À l'occasion de la Coupe du monde au Qatar, Michel Navion aurait souhaité une prise de position bien plus importante des joueurs de l'équipe de France. "Ce que j'aurai pu souhaiter, c'est que l'équipe de France n'aille pas au Qatar ! Les joueurs sont des grands garçons et certains auraient pu dire : 'je ne participe pas'. Ça aurait pu être une position correcte."
A la veille de son entrée en lice de la compétition, les joueurs de Didier Deschamps ne devraient montrer aucun signe de contestation au sujet des droits humains au Qatar. "Y aller et manifester, je ne suis pas sûr que ce serait une bonne chose, d'autant que c'est une manière un peu hypocrite puisque le football est un milieu extrêmement homophobe" lâche le président de SOS Homophobie Centre-Val de Loire.
"Je n'ai jamais vu un autre joueur français qu'Antoine Griezmann apporter son soutien s'il avait un joueur homosexuel dans son équipe". Interrogés sur le port ou non du brassard "One Love", la position de Michel Navion est plus mesurée : "Ce serait très bien que les joueurs le portent... Je comprends aussi que certains puissent être gênés qu'on les force à prendre position sur ce sujet."

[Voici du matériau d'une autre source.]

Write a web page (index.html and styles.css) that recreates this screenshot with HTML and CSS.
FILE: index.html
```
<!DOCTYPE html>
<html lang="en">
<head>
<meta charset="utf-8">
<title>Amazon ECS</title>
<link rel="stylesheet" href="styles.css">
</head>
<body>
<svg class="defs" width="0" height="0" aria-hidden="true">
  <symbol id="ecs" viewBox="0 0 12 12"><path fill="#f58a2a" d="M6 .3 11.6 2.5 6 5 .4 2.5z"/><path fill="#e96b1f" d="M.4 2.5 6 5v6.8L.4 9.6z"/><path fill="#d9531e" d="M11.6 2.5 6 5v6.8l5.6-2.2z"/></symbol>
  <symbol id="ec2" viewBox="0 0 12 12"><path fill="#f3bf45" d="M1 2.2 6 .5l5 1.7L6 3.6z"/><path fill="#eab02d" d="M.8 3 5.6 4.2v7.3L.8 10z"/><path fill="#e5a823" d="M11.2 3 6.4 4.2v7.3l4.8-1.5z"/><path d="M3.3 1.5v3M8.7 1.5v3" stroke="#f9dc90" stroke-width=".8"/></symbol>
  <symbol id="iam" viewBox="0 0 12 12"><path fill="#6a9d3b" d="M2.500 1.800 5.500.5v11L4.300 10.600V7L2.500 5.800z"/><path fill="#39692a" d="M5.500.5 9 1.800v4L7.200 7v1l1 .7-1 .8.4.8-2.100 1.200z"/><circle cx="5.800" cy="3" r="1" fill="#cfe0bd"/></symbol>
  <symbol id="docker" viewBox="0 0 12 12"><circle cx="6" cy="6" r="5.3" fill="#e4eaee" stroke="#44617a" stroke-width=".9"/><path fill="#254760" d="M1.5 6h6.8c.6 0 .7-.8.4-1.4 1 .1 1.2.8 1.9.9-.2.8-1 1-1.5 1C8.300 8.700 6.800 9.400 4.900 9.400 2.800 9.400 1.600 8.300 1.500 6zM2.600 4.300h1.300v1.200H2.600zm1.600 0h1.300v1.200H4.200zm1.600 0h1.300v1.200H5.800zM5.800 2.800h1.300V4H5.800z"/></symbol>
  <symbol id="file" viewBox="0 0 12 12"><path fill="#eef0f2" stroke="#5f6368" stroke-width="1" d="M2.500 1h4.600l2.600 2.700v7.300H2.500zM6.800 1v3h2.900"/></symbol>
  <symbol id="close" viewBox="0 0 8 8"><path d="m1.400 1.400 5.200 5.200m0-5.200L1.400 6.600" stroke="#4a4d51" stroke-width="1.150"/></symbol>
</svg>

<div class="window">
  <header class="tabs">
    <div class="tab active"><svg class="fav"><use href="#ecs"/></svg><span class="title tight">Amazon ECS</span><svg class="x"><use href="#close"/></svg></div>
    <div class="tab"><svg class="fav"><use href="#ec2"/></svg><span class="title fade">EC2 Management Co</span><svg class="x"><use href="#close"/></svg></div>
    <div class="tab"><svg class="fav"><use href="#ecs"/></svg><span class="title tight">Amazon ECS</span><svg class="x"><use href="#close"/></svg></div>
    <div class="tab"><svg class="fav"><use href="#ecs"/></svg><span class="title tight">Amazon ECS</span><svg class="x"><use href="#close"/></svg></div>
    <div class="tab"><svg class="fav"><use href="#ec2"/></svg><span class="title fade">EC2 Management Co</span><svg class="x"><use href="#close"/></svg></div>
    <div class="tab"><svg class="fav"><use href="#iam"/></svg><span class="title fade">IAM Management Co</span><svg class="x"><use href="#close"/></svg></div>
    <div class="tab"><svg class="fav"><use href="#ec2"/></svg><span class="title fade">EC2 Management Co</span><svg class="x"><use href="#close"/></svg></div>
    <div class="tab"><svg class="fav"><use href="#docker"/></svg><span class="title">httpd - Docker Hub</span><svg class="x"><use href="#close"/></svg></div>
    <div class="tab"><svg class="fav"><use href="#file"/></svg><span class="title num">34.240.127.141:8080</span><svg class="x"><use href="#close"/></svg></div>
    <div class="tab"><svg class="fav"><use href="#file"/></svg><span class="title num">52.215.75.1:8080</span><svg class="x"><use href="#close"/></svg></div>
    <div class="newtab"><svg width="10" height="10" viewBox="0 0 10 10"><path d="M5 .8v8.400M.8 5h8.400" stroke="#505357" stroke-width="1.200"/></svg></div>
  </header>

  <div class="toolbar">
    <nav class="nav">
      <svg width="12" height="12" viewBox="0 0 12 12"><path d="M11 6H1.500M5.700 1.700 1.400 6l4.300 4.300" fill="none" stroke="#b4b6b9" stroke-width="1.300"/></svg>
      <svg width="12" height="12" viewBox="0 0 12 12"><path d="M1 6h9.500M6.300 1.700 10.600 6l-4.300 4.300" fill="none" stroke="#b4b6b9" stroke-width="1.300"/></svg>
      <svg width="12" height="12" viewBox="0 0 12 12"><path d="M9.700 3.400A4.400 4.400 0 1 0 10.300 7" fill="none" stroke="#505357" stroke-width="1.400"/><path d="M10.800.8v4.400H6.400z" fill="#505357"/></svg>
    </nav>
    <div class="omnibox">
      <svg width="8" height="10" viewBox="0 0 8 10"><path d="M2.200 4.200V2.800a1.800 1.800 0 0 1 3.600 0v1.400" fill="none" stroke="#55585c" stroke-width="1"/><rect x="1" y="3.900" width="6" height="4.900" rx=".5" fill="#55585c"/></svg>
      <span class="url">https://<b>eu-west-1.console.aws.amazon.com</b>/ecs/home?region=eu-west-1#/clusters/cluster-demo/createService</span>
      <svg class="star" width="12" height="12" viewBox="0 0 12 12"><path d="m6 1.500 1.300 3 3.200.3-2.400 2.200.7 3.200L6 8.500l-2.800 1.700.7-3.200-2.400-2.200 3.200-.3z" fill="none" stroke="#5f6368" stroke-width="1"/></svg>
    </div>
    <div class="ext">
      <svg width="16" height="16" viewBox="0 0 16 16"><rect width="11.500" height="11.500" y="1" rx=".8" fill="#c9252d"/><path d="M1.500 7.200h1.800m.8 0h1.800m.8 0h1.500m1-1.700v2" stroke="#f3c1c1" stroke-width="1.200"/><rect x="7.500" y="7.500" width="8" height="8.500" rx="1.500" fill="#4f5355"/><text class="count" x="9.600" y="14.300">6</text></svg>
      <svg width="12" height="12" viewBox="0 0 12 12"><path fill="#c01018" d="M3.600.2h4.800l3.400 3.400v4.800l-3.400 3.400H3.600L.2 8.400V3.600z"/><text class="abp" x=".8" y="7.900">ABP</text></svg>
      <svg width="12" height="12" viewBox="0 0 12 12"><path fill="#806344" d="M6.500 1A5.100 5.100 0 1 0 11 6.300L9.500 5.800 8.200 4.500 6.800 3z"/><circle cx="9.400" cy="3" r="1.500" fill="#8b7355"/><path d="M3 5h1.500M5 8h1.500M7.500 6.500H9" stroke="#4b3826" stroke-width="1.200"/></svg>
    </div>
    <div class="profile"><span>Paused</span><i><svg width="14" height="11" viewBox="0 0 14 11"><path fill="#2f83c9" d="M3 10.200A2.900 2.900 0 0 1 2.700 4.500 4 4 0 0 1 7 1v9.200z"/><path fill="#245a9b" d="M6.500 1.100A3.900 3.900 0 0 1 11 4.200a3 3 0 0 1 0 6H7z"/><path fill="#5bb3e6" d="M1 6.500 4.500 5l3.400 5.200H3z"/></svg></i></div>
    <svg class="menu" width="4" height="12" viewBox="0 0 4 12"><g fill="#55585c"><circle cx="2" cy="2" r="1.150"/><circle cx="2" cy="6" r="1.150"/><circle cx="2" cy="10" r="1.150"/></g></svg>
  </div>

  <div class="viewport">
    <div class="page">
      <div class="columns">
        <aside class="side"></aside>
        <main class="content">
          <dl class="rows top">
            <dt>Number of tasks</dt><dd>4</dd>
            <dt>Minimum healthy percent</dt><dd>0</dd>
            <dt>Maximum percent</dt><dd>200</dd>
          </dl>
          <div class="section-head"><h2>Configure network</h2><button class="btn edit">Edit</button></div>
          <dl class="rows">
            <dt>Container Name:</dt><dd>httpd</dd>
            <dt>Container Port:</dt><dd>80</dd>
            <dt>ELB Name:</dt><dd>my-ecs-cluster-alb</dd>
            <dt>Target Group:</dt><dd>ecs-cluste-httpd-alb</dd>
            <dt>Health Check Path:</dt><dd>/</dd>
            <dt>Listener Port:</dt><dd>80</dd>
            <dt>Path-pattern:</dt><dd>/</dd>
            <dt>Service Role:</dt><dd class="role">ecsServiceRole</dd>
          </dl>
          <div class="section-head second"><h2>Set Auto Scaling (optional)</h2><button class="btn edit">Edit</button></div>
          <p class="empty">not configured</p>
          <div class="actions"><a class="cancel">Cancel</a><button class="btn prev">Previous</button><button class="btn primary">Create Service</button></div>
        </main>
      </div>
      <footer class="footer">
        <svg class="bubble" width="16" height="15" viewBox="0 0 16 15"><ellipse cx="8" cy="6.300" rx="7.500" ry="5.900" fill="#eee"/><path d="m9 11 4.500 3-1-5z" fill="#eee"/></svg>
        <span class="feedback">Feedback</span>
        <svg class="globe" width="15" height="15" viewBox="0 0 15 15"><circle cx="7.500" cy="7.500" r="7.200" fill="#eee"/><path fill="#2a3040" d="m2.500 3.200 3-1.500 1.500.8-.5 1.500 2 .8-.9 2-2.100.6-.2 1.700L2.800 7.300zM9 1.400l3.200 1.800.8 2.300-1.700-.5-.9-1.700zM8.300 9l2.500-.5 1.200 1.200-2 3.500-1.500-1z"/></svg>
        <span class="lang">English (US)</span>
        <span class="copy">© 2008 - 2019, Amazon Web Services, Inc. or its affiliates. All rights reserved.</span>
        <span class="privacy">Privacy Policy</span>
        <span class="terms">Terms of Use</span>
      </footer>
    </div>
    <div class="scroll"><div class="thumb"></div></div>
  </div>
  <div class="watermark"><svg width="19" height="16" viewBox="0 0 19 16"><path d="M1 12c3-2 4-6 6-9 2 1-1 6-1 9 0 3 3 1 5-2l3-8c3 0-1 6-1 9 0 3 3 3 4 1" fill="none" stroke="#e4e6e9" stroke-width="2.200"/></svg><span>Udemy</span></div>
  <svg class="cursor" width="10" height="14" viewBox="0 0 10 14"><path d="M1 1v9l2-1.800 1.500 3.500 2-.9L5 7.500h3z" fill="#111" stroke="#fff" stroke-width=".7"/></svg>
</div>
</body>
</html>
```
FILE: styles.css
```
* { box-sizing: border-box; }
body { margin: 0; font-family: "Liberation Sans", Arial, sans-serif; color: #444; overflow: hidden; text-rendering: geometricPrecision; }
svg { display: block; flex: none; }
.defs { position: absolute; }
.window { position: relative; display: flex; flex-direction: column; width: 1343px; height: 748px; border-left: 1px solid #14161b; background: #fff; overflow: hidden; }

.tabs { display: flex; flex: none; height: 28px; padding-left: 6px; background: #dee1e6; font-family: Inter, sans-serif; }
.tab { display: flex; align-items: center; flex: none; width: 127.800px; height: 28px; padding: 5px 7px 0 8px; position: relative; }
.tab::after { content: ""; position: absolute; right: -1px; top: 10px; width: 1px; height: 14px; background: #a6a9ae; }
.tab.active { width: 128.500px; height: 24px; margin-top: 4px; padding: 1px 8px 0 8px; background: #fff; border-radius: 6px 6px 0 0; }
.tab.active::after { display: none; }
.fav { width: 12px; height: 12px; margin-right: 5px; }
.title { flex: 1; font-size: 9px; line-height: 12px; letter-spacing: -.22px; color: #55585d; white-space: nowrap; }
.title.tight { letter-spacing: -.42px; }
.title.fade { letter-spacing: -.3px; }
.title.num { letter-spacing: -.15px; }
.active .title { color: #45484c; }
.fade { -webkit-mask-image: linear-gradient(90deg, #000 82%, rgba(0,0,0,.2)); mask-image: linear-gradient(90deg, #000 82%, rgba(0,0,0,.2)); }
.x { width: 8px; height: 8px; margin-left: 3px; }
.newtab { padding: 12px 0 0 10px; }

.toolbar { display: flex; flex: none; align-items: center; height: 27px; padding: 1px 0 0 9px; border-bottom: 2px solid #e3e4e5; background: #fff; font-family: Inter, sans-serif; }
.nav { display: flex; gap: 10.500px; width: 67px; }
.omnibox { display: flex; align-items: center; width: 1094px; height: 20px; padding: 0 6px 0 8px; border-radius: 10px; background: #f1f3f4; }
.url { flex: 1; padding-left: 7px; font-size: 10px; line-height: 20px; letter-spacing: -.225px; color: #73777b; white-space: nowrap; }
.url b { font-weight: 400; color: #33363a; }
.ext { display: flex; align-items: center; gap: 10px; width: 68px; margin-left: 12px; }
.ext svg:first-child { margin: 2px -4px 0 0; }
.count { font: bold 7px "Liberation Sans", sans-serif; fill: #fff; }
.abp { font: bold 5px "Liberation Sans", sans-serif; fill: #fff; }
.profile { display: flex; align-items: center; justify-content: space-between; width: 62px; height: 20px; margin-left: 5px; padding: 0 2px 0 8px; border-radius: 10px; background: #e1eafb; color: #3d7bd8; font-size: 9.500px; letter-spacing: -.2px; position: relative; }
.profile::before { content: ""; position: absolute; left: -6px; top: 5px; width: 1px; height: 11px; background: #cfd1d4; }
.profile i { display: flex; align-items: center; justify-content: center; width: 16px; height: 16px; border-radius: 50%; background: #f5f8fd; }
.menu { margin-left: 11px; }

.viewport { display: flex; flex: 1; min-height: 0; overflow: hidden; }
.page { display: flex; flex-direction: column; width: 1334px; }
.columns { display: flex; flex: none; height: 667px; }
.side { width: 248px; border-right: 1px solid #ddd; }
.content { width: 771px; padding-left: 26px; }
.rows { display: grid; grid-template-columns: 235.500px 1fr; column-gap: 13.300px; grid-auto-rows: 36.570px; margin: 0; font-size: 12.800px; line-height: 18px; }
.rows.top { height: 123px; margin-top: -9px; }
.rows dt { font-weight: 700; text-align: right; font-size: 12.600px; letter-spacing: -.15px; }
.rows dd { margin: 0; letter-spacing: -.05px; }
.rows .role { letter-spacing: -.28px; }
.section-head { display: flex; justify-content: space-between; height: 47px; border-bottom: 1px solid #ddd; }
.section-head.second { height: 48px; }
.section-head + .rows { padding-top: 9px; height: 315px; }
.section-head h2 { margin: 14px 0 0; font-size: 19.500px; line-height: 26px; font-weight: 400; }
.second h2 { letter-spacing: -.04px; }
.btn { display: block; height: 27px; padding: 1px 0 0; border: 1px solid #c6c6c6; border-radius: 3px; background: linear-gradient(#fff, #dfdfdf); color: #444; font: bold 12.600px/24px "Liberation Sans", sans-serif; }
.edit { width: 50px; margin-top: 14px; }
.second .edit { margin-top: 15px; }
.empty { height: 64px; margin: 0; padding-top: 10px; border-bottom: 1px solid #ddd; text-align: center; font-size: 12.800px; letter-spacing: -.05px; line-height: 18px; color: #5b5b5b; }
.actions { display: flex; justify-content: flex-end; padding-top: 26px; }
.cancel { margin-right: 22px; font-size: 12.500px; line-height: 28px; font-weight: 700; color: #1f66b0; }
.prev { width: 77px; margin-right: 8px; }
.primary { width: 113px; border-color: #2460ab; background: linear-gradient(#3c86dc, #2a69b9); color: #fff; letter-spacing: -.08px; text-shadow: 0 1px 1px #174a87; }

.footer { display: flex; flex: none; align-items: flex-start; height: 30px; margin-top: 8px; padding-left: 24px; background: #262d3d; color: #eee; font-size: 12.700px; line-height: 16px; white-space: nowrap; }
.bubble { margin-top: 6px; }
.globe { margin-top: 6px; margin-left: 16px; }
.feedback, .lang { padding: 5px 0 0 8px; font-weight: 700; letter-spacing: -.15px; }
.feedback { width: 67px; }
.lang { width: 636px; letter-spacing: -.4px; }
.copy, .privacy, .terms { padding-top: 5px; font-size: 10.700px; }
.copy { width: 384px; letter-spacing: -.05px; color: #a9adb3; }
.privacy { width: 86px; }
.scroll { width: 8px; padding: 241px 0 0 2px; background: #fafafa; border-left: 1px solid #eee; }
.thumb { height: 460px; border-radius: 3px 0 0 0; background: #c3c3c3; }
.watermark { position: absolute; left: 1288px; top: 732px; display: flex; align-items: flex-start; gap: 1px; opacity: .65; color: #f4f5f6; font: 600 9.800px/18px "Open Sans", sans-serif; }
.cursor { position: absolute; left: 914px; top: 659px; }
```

La FIFA contre le port du brassard arc-en-ciel
Suite à la décision française, l'Angleterre, le Pays de Galles, les Pays-Bas, le Danemark, la Belgique, l'Allemagne et la Suisse ont publié un communiqué commun pour annoncer leur renoncement à porter le brassard "One Love". Les nations se sont rétractées à cause des pressions de la FIFA, qui menaçait de sanctionner le port de ce brassard.
"La FIFA a été très claire", indiquent les sept pays. "Elle imposera des sanctions sportives si nos capitaines portent les brassards sur le terrain de jeu. En tant que fédérations nationales, nous ne pouvons pas mettre nos joueurs dans une position où ils pourraient faire face à des sanctions sportives, y compris des exclusions."
Sans brassard arc-en-ciel, les joueurs anglais ont tout de même posé leur genou à terre pour dénoncer "toutes les discriminations" au début du match Angleterre-Iran de ce 21 novembre 2022.